Space and time just wouldn't be the same without it...

Chapter I - Ancient Insults

  1. Destination: The Fertile Crescent, 2,350 - 1,000 BCE
    Insult: YHWH (Yahweh)
    Origin: The Tetragrammaton, or Jewish name for God, has long been proclaimed a taboo. Its utterance is one of the highest forms of insult, mainly to God himself:

    - "You shall not take the name of YHWH your God in vain." (Exodus 20:7)

    - "And in all things that I have said unto you take ye heed: and make no mention of the name of other gods, neither let it be heard out of thy mouth." (Exodus 23:13)

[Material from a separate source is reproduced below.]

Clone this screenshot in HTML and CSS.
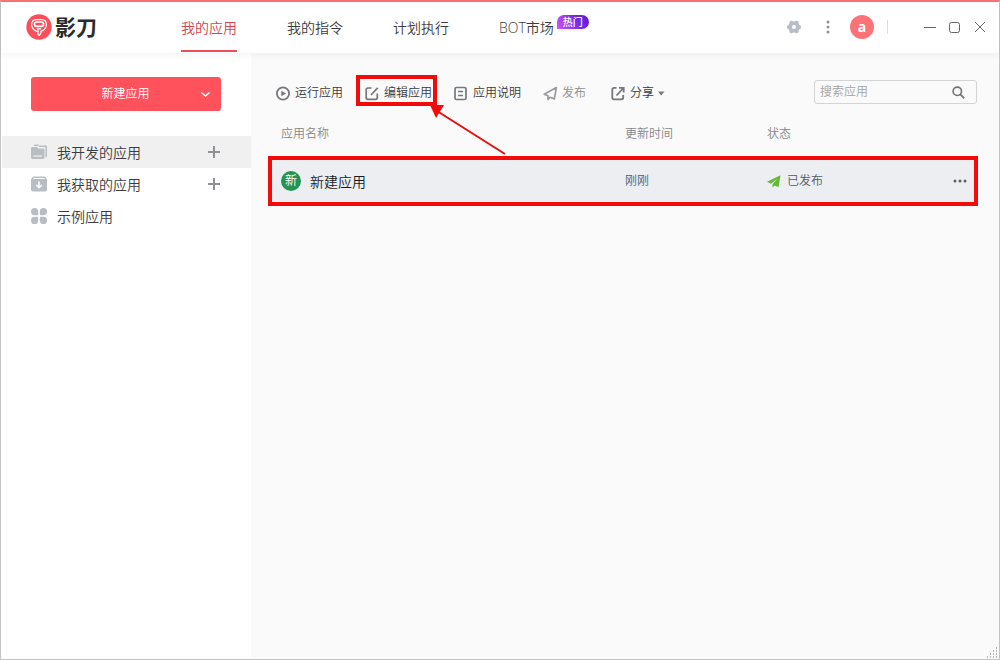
FILE: index.html
```html
<!DOCTYPE html>
<html lang="zh-CN">
<head>
<meta charset="utf-8">
<meta name="viewport" content="width=device-width, initial-scale=1">
<title>影刀</title>
<link rel="stylesheet" href="styles.css">
</head>
<body>
<div class="window">
  <header class="header">
    <div class="brand">
      <svg class="brand-logo" viewBox="0 0 26 26" aria-hidden="true">
        <circle cx="13" cy="13" r="12.7" fill="#fc4f5b"/>
        <g fill="none" stroke="#fff" stroke-linejoin="round" stroke-linecap="round">
          <path stroke-width="1.200" d="M10.800 17.400C8 16.200 5.800 13.800 5.600 10.600 5.500 7.300 7.500 5.700 10.400 5.600h5.200c2.900.1 4.900 1.700 4.800 5-.2 3.200-2.400 5.600-5.200 6.800"/>
          <rect stroke-width="1.700" x="8.500" y="8" width="9" height="4.400" rx="2.100"/>
          <path stroke-width="1.300" d="M11.300 14.800h3.400M12 15.500v4.700l1.200 1.300 1.900-2.800v-1.500"/>
        </g>
      </svg>
      <span class="brand-name">影刀</span>
    </div>
    <nav class="nav">
      <a class="nav-link active" href="#apps">我的应用</a>
      <a class="nav-link" href="#commands">我的指令</a>
      <a class="nav-link" href="#schedule">计划执行</a>
      <a class="nav-link" href="#market">BOT市场<span class="hot">热门</span></a>
    </nav>
    <div class="tools">
      <button class="icon-button" aria-label="设置">
        <svg width="14" height="14" viewBox="0 0 14 14"><path fill="#b9bdc5" fill-rule="evenodd" d="M4.300.6Q7 2.600 9.700.6L11.600 1.700Q11.200 4.700 14 5.800V8.200Q11.200 9.300 11.600 12.300L9.700 13.400Q7 11.400 4.300 13.400L2.400 12.300Q2.800 9.300 0 8.200V5.800Q2.800 4.700 2.400 1.700ZM7 5a2 2 0 1 0 0 4 2 2 0 0 0 0-4z"/></svg>
      </button>
      <button class="icon-button menu" aria-label="更多">
        <svg width="4" height="14" viewBox="0 0 4 14" fill="#8e9197"><circle cx="2" cy="2" r="1.500"/><circle cx="2" cy="7" r="1.500"/><circle cx="2" cy="12" r="1.500"/></svg>
      </button>
      <button class="avatar" aria-label="账号">a</button>
      <span class="divider"></span>
      <button class="icon-button" aria-label="最小化">
        <svg width="12" height="12" viewBox="0 0 12 12"><path d="M0 6.500h12" stroke="#666"/></svg>
      </button>
      <button class="icon-button" aria-label="最大化">
        <svg width="12" height="12" viewBox="0 0 12 12"><rect x=".5" y="1.500" width="10" height="10" rx="2" fill="none" stroke="#666"/></svg>
      </button>
      <button class="icon-button" aria-label="关闭">
        <svg width="12" height="12" viewBox="0 0 12 12"><path d="M1 1l10 10M11 1L1 11" stroke="#666"/></svg>
      </button>
    </div>
  </header>

  <div class="body">
    <aside class="sidebar">
      <button class="create"><span class="create-label">新建应用</span>
        <svg width="11" height="7" viewBox="0 0 11 7"><path d="M1.500 1.500l4 3.600 4-3.600" fill="none" stroke="#fff" stroke-width="1.500"/></svg>
      </button>
      <ul class="folders">
        <li class="folder selected">
          <a class="folder-link" href="#developed">
            <svg width="16" height="16" viewBox="0 0 16 16" fill="#b9bdc4"><path d="M3 2V1.600Q3 .6 4 .6h3l1.300 1H15q1 0 1 1V12q0 1.500-1.500 1.500V4.200q0-1.200-1.200-1.200H8.500L7.500 2z"/><path fill-rule="evenodd" d="M1.500 3H6l1.500 1.400h4.800q1.200 0 1.200 1.200v8q0 1.400-1.400 1.400H1.400Q0 15 0 13.600V4.500Q0 3 1.500 3zM2.500 11.500v1.200H11v-1.200z"/></svg>
            <span class="folder-name">我开发的应用</span></a>
          <button class="add" aria-label="在我开发的应用中新建"></button>
        </li>
        <li class="folder">
          <a class="folder-link" href="#acquired">
            <svg width="16" height="16" viewBox="0 0 16 16"><path fill="#b9bdc4" fill-rule="evenodd" d="M3 .5h10q1 0 1.600.8L16 3.500v10q0 2-2 2H2q-2 0-2-2v-10l1.400-2.200Q2 .5 3 .5zM2 3h12l-.8-1H2.800z"/><path d="M8 5.500v6M5.300 9L8 11.700 10.700 9" fill="none" stroke="#fff" stroke-width="1.600"/></svg>
            <span class="folder-name">我获取的应用</span></a>
          <button class="add" aria-label="在我获取的应用中新建"></button>
        </li>
        <li class="folder">
          <a class="folder-link" href="#examples">
            <svg width="16" height="16" viewBox="0 0 16 16" fill="#b9bdc4"><path d="M3.600 0A3.600 3.600 0 0 1 7.200 3.600V6q0 1.200-1.200 1.200H3.600A3.600 3.600 0 0 1 3.600 0zM12.400 0a3.600 3.600 0 0 1 0 7.200H10Q8.800 7.200 8.800 6V3.600A3.600 3.600 0 0 1 12.400 0zM3.600 8.800H6q1.200 0 1.200 1.200v2.400A3.600 3.600 0 1 1 3.600 8.800zM10 8.800h2.400a3.600 3.600 0 1 1-3.600 3.600V10q0-1.200 1.200-1.200z"/></svg>
            <span class="folder-name">示例应用</span></a>
        </li>
      </ul>
    </aside>

    <main class="main">
      <div class="toolbar">
        <button class="action">
          <svg width="15" height="15" viewBox="0 0 15 15"><circle cx="7" cy="7.500" r="6.100" fill="none" stroke="#75777b" stroke-width="1.800"/><path d="M5.400 4.700v5.600l4.600-2.800z" fill="#75777b"/></svg>
          运行应用</button>
        <button class="action marked">
          <svg width="15" height="15" viewBox="0 0 15 15" fill="none" stroke="#75777b" stroke-width="1.700"><path d="M6.500 2H3Q1.200 2 1.200 3.800v7.700q0 1.800 1.800 1.800h7.500q1.800 0 1.800-1.800V7.500"/><path d="M6 9l6.700-7.200"/></svg>
          编辑应用
          <svg class="arrow" width="80" height="54" viewBox="0 0 80 54" aria-hidden="true"><path d="M8 6l68 43" stroke="#e80d0d" stroke-width="2"/><path d="M1 0L15 0L7 13z" fill="#f30b0b"/></svg>
        </button>
        <button class="action">
          <svg width="15" height="15" viewBox="0 0 15 15" fill="none" stroke="#75777b"><rect x="1" y="1.500" width="11" height="12" rx="1.500" stroke-width="1.700"/><path d="M4 5.500h5M4 9.500h5" stroke-width="1.500"/></svg>
          应用说明</button>
        <button class="action muted">
          <svg width="15" height="15" viewBox="0 0 15 15" fill="none" stroke="#999b9f" stroke-width="1.700" stroke-linejoin="round"><path d="M13.400 1.500L1.200 8.200l3.800 1.600v3.700l2-2.200 4.300 1.600z"/></svg>
          发布</button>
        <button class="action share">
          <svg width="15" height="15" viewBox="0 0 15 15" fill="none" stroke="#75777b" stroke-width="1.800"><path d="M5.500 1.900H3Q1.300 1.900 1.300 3.600v8Q1.300 13.300 3 13.300h7.500q1.700 0 1.700-1.700V9"/><path d="M5.500 9.500L12 2.500M8 1.900h4.700v4.600"/></svg>
          分享
          <svg width="7" height="5" viewBox="0 0 7 5"><path d="M0 .5h6.500L3.300 4.500z" fill="#77797c"/></svg>
        </button>
        <form class="search">
          <input class="search-input" type="text" placeholder="搜索应用" aria-label="搜索应用">
          <button class="icon-button" type="button" aria-label="搜索">
            <svg width="13" height="13" viewBox="0 0 13 13" fill="none" stroke="#707276"><circle cx="5.300" cy="5.300" r="4.200" stroke-width="1.600"/><path d="M8.300 8.300l4 4" stroke-width="1.800"/></svg>
          </button>
        </form>
      </div>

      <table class="apps">
        <thead>
          <tr>
            <th class="col-name">应用名称</th>
            <th class="col-time">更新时间</th>
            <th class="col-status">状态</th>
            <th class="col-more"></th>
          </tr>
        </thead>
        <tbody>
          <tr class="app-row">
            <td class="col-name"><div class="cell"><span class="app-icon">新</span><span class="app-name">新建应用</span></div></td>
            <td>刚刚</td>
            <td><div class="cell status"><svg width="14" height="13" viewBox="0 0 14 13"><path fill="#63b839" d="M13.500.3L0 6.800l4 2L10.500 3.500 5.500 9.200V12.700l2-2.200 4 1.700z"/></svg>已发布</div></td>
            <td class="col-more"><button class="icon-button more" aria-label="更多操作"><svg width="14" height="4" viewBox="0 0 14 4" fill="#5c5f66"><circle cx="2" cy="2" r="1.500"/><circle cx="7" cy="2" r="1.500"/><circle cx="12" cy="2" r="1.500"/></svg></button></td>
          </tr>
        </tbody>
      </table>
      <svg class="grip" width="12" height="12" viewBox="0 0 12 12" fill="#b4b5b8" aria-hidden="true"><path d="M9 0h1v2H9zM9 3h1v2H9zM6 3h1v2H6zM9 6h1v2H9zM6 6h1v2H6zM3 6h1v2H3zM9 9h1v2H9zM6 9h1v2H6zM3 9h1v2H3zM0 9h1v2H0z"/></svg>
    </main>
  </div>
</div>
</body>
</html>
```
FILE: styles.css
```css
* {
  box-sizing: border-box;
}

body {
  margin: 0;
  font-family: "Open Sans", "Noto Sans CJK SC", sans-serif;
  font-size: 12px;
  font-weight: 350;
  line-height: 20px;
  color: #3c3c3e;
}

button,
input {
  font: inherit;
  color: inherit;
}

button {
  padding: 0;
  border: 0;
  background: none;
  cursor: pointer;
}

a {
  color: inherit;
  text-decoration: none;
}

svg {
  display: block;
  flex: none;
}

.window {
  display: flex;
  flex-direction: column;
  min-height: 100vh;
  border: 1px solid #c4c4c6;
  border-top: 2px solid #fb7376;
  background: #fafafa;
}

.header {
  position: relative;
  z-index: 1;
  display: flex;
  height: 51px;
  padding: 0 13px 0 25px;
  background: #fff;
  box-shadow: 0 1px 8px rgba(0, 0, 0, 0.06);
}

.brand {
  display: flex;
  align-items: center;
  gap: 3px;
  width: 155px;
  padding-bottom: 1px;
}

.brand-logo {
  width: 26px;
  height: 26px;
}

.brand-name {
  font-size: 21px;
  font-weight: 700;
  color: #2b2b2d;
}

.nav {
  display: flex;
  gap: 50px;
}

.nav-link {
  position: relative;
  height: 50px;
  border-bottom: 2px solid transparent;
  font-size: 14px;
  line-height: 52px;
  white-space: nowrap;
}

.nav-link.active {
  border-color: #e9505c;
  color: #d7434e;
}

.hot {
  position: absolute;
  left: 100%;
  top: 13px;
  width: 32px;
  margin-left: 3px;
  border-radius: 7px 7px 7px 0;
  background: linear-gradient(60deg, #d254f5, #7a2be6 60%, #5a1cd0);
  color: #fff;
  font-size: 10px;
  font-weight: 500;
  line-height: 14px;
  text-align: center;
}

.tools {
  display: flex;
  align-items: center;
  gap: 13px;
  margin-left: auto;
  padding-bottom: 1px;
}

.icon-button {
  display: grid;
  place-items: center;
}

.menu {
  margin: 0 7px 0 12px;
}

.avatar {
  width: 24px;
  height: 24px;
  border-radius: 50%;
  background: #fb7376;
  color: #fff;
  font-size: 14px;
  font-weight: 700;
  line-height: 24px;
}

.divider {
  width: 1px;
  height: 14px;
  margin-right: 23px;
  background: #dcdcde;
}

.body {
  display: flex;
  flex: 1;
}

.sidebar {
  flex: none;
  width: 250px;
  padding-top: 24px;
  background: #fff;
}

.create {
  display: flex;
  align-items: center;
  width: 190px;
  height: 34px;
  margin: 0 30px 25px;
  padding: 0 10px;
  border-radius: 3px;
  background: #ff525d;
  color: #fff;
}

.create-label {
  flex: 1;
  padding-left: 10px;
}

.folders {
  margin: 0;
  padding: 0;
  list-style: none;
}

.folder {
  display: flex;
  align-items: center;
  justify-content: space-between;
  height: 32px;
  margin: 0 0 0 1px;
  padding: 0 30px 0 29px;
  font-size: 14px;
}

.selected {
  background: #f0f0f0;
}

.folder-link {
  display: flex;
  align-items: center;
  gap: 10px;
}

.folder-name {
  padding-top: 2px;
}

.add {
  width: 14px;
  height: 14px;
  background:
    linear-gradient(#8f9194, #8f9194) center / 12px 2px no-repeat,
    linear-gradient(#8f9194, #8f9194) center / 2px 12px no-repeat;
}

.main {
  position: relative;
  flex: 1;
  padding: 27px 21px 0 17px;
}

.toolbar {
  display: flex;
  align-items: center;
  gap: 22px;
  height: 24px;
  padding: 0 1px 0 8px;
}

.action {
  position: relative;
  display: flex;
  align-items: center;
  gap: 4px;
  padding-top: 2px;
  white-space: nowrap;
}

.muted {
  color: #8d8f92;
}

.share {
  margin-left: 3px;
}

.marked::after {
  content: "";
  position: absolute;
  inset: -6px -5px -3px -9px;
  border: 4px solid #f30b0b;
}

.arrow {
  position: absolute;
  left: 64px;
  top: 24px;
}

.search {
  display: flex;
  align-items: center;
  width: 163px;
  height: 24px;
  margin-left: auto;
  padding: 0 11px 0 5px;
  border: 1px solid #d3d4d6;
  border-radius: 3px;
}

.search-input {
  flex: 1;
  min-width: 0;
  padding: 0;
  border: 0;
  outline: 0;
  background: none;
}

.search-input::placeholder {
  color: #a2a3a5;
}

.apps {
  width: 100%;
  margin-top: 20px;
  border-collapse: collapse;
  table-layout: fixed;
}

.apps th {
  height: 32px;
  padding: 0 0 12px;
  color: #85878a;
  font-weight: inherit;
  text-align: left;
}

.apps td {
  height: 50px;
  padding: 0;
  color: #56585c;
}

.apps .col-name {
  padding-left: 13px;
}

.col-time {
  width: 142px;
}

.col-status {
  width: 180px;
}

.col-more {
  width: 31px;
}

.app-row {
  background: #edeef2;
  outline: 4px solid #f30b0b;
  outline-offset: -4px;
}

.cell {
  display: flex;
  align-items: center;
  gap: 9px;
}

.status {
  gap: 6px;
}

.app-icon {
  width: 20px;
  height: 20px;
  border-radius: 50%;
  background: #259452;
  color: #fff;
  text-align: center;
}

.app-name {
  padding-top: 2px;
  color: #1a1a1c;
  font-size: 14px;
}

.more {
  margin-left: 6px;
}

.grip {
  position: absolute;
  right: 0;
  bottom: 0;
}
```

  2. Destination: Europe, The Middle Ages
    Insult: 'I bite my thumb at thee!'
    Origins: Often misquoted from the Shakespeare (the actual quote, from Romeo and Juliet is 'Do you bite your thumb at us, sir?'), the myth has arisen that this Middle Ages slur relates to wars ravaging Southern Europe at the time. Prisoners taken by local armies would be offered the chance to earn their freedom by eating a fig from a mule's anus. As the captors taunted their captive, offering them this degrading method of escape, they would bite their thumbs.

  3. Destination: Easter Island, 1,700AD - Present Day
    Insult: 'Your Grandmother's flesh sticks between my teeth'
    Origins: An ancient Easter Island (Rapa Nui) insult which came to symbolise much of the island's tragic history. When the resources of Rapa Nui had been utterly exhausted the warring Chiefdoms resorted to cannibalism to survive. The insult still wields clout today, a remnant of Rapa Nui's ancient, grisly downfall.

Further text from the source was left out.